Source material
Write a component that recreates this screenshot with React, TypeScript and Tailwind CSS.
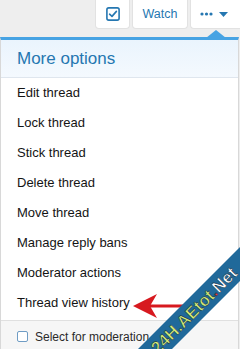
import React from 'react';

const items = [
  'Edit thread',
  'Lock thread',
  'Stick thread',
  'Delete thread',
  'Move thread',
  'Manage reply bans',
  'Moderator actions',
  'Thread view history',
];

function CheckSquare() {
  return (
    <svg width="14" height="14" viewBox="0 0 14 14" fill="none">
      <rect x="0.9" y="0.9" width="12.2" height="12.2" rx="1.8" stroke="#2577b1" strokeWidth="1.6" />
      <path d="M3.6 7.2 L6 9.4 L10.4 4.4" stroke="#2577b1" strokeWidth="1.6" strokeLinecap="round" strokeLinejoin="round" />
    </svg>
  );
}

function RedArrow() {
  return (
    <svg width="56" height="28" viewBox="0 0 56 28" className="absolute left-[131px] top-[292px]">
      <path d="M17 12.5 H52 V15.5 H17 Z" fill="#d7191f" />
      <path d="M2 14 L26 2 L19 14 L26 26 Z" fill="#d7191f" />
    </svg>
  );
}

function Watermark() {
  return (
    <div className="pointer-events-none absolute left-[72px] top-[300px] flex h-[24px] w-[240px] -rotate-45 items-center bg-[#20699a] pl-[66px]">
      <span
        className="whitespace-nowrap text-[17px] font-bold leading-none [font-family:'Liberation_Sans',Arial,sans-serif]"
        style={{ WebkitTextStroke: '0.6px #0d3550' }}
      >
        <span className="text-[#d6ec74]">24H.AEtot</span>
        <span className="text-[#e8413a]">.</span>
        <span className="text-white">Net</span>
      </span>
    </div>
  );
}

export default function App() {
  return (
    <div className="relative h-[349px] w-[240px] overflow-hidden bg-[#eeeeee] [font-family:'Liberation_Sans',Arial,sans-serif]">
      {/* top bar */}
      <div className="flex h-[37px] justify-end gap-[2px]">
        <div className="flex h-[29px] w-[35px] items-center justify-center rounded-b-[4px] border border-t-0 border-[#e2e2e2] bg-white">
          <CheckSquare />
        </div>
        <div className="flex h-[29px] w-[56px] items-center justify-center rounded-b-[4px] border border-t-0 border-[#e2e2e2] bg-white text-[12.5px] text-[#2577b1]">
          Watch
        </div>
        <div className="relative flex h-[29px] w-[50px] items-center justify-start gap-[6px] rounded-bl-[4px] border border-r-0 border-t-0 border-[#e2e2e2] bg-white pl-[9px] text-[#2577b1]">
          <svg width="13" height="4" viewBox="0 0 13 4">
            <circle cx="2" cy="2" r="1.6" fill="#2577b1" />
            <circle cx="6.5" cy="2" r="1.6" fill="#2577b1" />
            <circle cx="11" cy="2" r="1.6" fill="#2577b1" />
          </svg>
          <svg width="9" height="5" viewBox="0 0 9 5">
            <path d="M0 0 H9 L4.5 5 Z" fill="#2577b1" />
          </svg>
        </div>
      </div>

      {/* pointer */}
      <svg width="20" height="8" viewBox="0 0 20 8" className="absolute left-[206px] top-[30px]">
        <path d="M0 8 L10 0 L20 8 Z" fill="#47a3e3" />
      </svg>

      {/* menu */}
      <div className="mr-[1px] flex flex-col border-x border-[#d8d8d8] border-t-[3px] border-t-[#47a3e3] bg-white">
        <div className="flex h-[38px] items-center border-b border-[#dfe6ee] bg-gradient-to-b from-[#eaf4fd] to-[#f4f9fe] pl-[16px] text-[17px] text-[#2577b1]">
          More options
        </div>
        <div className="flex flex-col">
          {items.map((t) => (
            <div key={t} className="flex h-[30px] items-center pl-[16px] text-[13px] text-[#141414]">
              {t}
            </div>
          ))}
        </div>
        <div className="mt-[2px] flex h-[32px] items-center gap-[7px] border-t border-[#e0e0e0] bg-[#f6f6f6] pl-[16px] text-[12px] text-[#2a2a2a]">
          <div className="h-[11px] w-[11px] rounded-[2px] border border-[#6f9cc4] bg-white" />
          Select for moderation
        </div>
      </div>

      <RedArrow />
      <Watermark />
    </div>
  );
}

Required work
Make an exact copy of the data above, pictures excluded.

Exercise output
Write a component that recreates this screenshot with React, TypeScript and Tailwind CSS.
import React from 'react';

const items = [
  'Edit thread',
  'Lock thread',
  'Stick thread',
  'Delete thread',
  'Move thread',
  'Manage reply bans',
  'Moderator actions',
  'Thread view history',
];

function CheckSquare() {
  return (
    <svg width="14" height="14" viewBox="0 0 14 14" fill="none">
      <rect x="0.9" y="0.9" width="12.2" height="12.2" rx="1.8" stroke="#2577b1" strokeWidth="1.6" />
      <path d="M3.6 7.2 L6 9.4 L10.4 4.4" stroke="#2577b1" strokeWidth="1.6" strokeLinecap="round" strokeLinejoin="round" />
    </svg>
  );
}

function RedArrow() {
  return (
    <svg width="56" height="28" viewBox="0 0 56 28" className="absolute left-[131px] top-[292px]">
      <path d="M17 12.5 H52 V15.5 H17 Z" fill="#d7191f" />
      <path d="M2 14 L26 2 L19 14 L26 26 Z" fill="#d7191f" />
    </svg>
  );
}

function Watermark() {
  return (
    <div className="pointer-events-none absolute left-[72px] top-[300px] flex h-[24px] w-[240px] -rotate-45 items-center bg-[#20699a] pl-[66px]">
      <span
        className="whitespace-nowrap text-[17px] font-bold leading-none [font-family:'Liberation_Sans',Arial,sans-serif]"
        style={{ WebkitTextStroke: '0.6px #0d3550' }}
      >
        <span className="text-[#d6ec74]">24H.AEtot</span>
        <span className="text-[#e8413a]">.</span>
        <span className="text-white">Net</span>
      </span>
    </div>
  );
}

export default function App() {
  return (
    <div className="relative h-[349px] w-[240px] overflow-hidden bg-[#eeeeee] [font-family:'Liberation_Sans',Arial,sans-serif]">
      {/* top bar */}
      <div className="flex h-[37px] justify-end gap-[2px]">
        <div className="flex h-[29px] w-[35px] items-center justify-center rounded-b-[4px] border border-t-0 border-[#e2e2e2] bg-white">
          <CheckSquare />
        </div>
        <div className="flex h-[29px] w-[56px] items-center justify-center rounded-b-[4px] border border-t-0 border-[#e2e2e2] bg-white text-[12.5px] text-[#2577b1]">
          Watch
        </div>
        <div className="relative flex h-[29px] w-[50px] items-center justify-start gap-[6px] rounded-bl-[4px] border border-r-0 border-t-0 border-[#e2e2e2] bg-white pl-[9px] text-[#2577b1]">
          <svg width="13" height="4" viewBox="0 0 13 4">
            <circle cx="2" cy="2" r="1.6" fill="#2577b1" />
            <circle cx="6.5" cy="2" r="1.6" fill="#2577b1" />
            <circle cx="11" cy="2" r="1.6" fill="#2577b1" />
          </svg>
          <svg width="9" height="5" viewBox="0 0 9 5">
            <path d="M0 0 H9 L4.5 5 Z" fill="#2577b1" />
          </svg>
        </div>
      </div>

      {/* pointer */}
      <svg width="20" height="8" viewBox="0 0 20 8" className="absolute left-[206px] top-[30px]">
        <path d="M0 8 L10 0 L20 8 Z" fill="#47a3e3" />
      </svg>

      {/* menu */}
      <div className="mr-[1px] flex flex-col border-x border-[#d8d8d8] border-t-[3px] border-t-[#47a3e3] bg-white">
        <div className="flex h-[38px] items-center border-b border-[#dfe6ee] bg-gradient-to-b from-[#eaf4fd] to-[#f4f9fe] pl-[16px] text-[17px] text-[#2577b1]">
          More options
        </div>
        <div className="flex flex-col">
          {items.map((t) => (
            <div key={t} className="flex h-[30px] items-center pl-[16px] text-[13px] text-[#141414]">
              {t}
            </div>
          ))}
        </div>
        <div className="mt-[2px] flex h-[32px] items-center gap-[7px] border-t border-[#e0e0e0] bg-[#f6f6f6] pl-[16px] text-[12px] text-[#2a2a2a]">
          <div className="h-[11px] w-[11px] rounded-[2px] border border-[#6f9cc4] bg-white" />
          Select for moderation
        </div>
      </div>

      <RedArrow />
      <Watermark />
    </div>
  );
}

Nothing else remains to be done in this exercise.